──────── DATA LINES ────────

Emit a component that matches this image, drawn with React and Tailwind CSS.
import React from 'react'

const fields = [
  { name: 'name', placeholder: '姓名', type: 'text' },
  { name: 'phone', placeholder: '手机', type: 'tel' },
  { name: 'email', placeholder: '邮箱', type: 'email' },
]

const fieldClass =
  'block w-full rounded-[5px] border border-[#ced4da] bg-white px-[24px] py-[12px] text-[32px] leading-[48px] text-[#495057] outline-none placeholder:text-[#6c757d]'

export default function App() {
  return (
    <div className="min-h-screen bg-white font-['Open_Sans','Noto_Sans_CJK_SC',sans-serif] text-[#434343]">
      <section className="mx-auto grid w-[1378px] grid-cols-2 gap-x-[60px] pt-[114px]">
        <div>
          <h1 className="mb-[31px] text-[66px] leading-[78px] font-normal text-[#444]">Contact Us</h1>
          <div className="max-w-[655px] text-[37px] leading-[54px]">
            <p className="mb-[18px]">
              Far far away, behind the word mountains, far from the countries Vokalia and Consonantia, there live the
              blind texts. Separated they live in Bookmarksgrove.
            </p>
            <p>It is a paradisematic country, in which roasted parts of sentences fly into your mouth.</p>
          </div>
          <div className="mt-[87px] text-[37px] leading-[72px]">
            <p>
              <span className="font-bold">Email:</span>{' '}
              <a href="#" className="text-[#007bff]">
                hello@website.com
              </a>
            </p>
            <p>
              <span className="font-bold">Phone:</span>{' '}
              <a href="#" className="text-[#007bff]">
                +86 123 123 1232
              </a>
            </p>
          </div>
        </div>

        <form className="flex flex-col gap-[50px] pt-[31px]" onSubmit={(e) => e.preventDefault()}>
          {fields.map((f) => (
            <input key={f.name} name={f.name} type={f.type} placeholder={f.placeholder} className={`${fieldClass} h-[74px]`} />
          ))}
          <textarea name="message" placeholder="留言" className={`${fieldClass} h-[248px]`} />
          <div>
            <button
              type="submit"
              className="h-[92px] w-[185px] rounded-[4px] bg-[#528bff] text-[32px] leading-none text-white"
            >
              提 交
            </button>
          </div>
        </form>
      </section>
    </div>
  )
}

────────

■ EXERCISE TASK ■
Extract all of the data exactly as written.

■ SOLUTION TO THE EXERCISE ■
Emit a component that matches this image, drawn with React and Tailwind CSS.
import React from 'react'

const fields = [
  { name: 'name', placeholder: '姓名', type: 'text' },
  { name: 'phone', placeholder: '手机', type: 'tel' },
  { name: 'email', placeholder: '邮箱', type: 'email' },
]

const fieldClass =
  'block w-full rounded-[5px] border border-[#ced4da] bg-white px-[24px] py-[12px] text-[32px] leading-[48px] text-[#495057] outline-none placeholder:text-[#6c757d]'

export default function App() {
  return (
    <div className="min-h-screen bg-white font-['Open_Sans','Noto_Sans_CJK_SC',sans-serif] text-[#434343]">
      <section className="mx-auto grid w-[1378px] grid-cols-2 gap-x-[60px] pt-[114px]">
        <div>
          <h1 className="mb-[31px] text-[66px] leading-[78px] font-normal text-[#444]">Contact Us</h1>
          <div className="max-w-[655px] text-[37px] leading-[54px]">
            <p className="mb-[18px]">
              Far far away, behind the word mountains, far from the countries Vokalia and Consonantia, there live the
              blind texts. Separated they live in Bookmarksgrove.
            </p>
            <p>It is a paradisematic country, in which roasted parts of sentences fly into your mouth.</p>
          </div>
          <div className="mt-[87px] text-[37px] leading-[72px]">
            <p>
              <span className="font-bold">Email:</span>{' '}
              <a href="#" className="text-[#007bff]">
                hello@website.com
              </a>
            </p>
            <p>
              <span className="font-bold">Phone:</span>{' '}
              <a href="#" className="text-[#007bff]">
                +86 123 123 1232
              </a>
            </p>
          </div>
        </div>

        <form className="flex flex-col gap-[50px] pt-[31px]" onSubmit={(e) => e.preventDefault()}>
          {fields.map((f) => (
            <input key={f.name} name={f.name} type={f.type} placeholder={f.placeholder} className={`${fieldClass} h-[74px]`} />
          ))}
          <textarea name="message" placeholder="留言" className={`${fieldClass} h-[248px]`} />
          <div>
            <button
              type="submit"
              className="h-[92px] w-[185px] rounded-[4px] bg-[#528bff] text-[32px] leading-none text-white"
            >
              提 交
            </button>
          </div>
        </form>
      </section>
    </div>
  )
}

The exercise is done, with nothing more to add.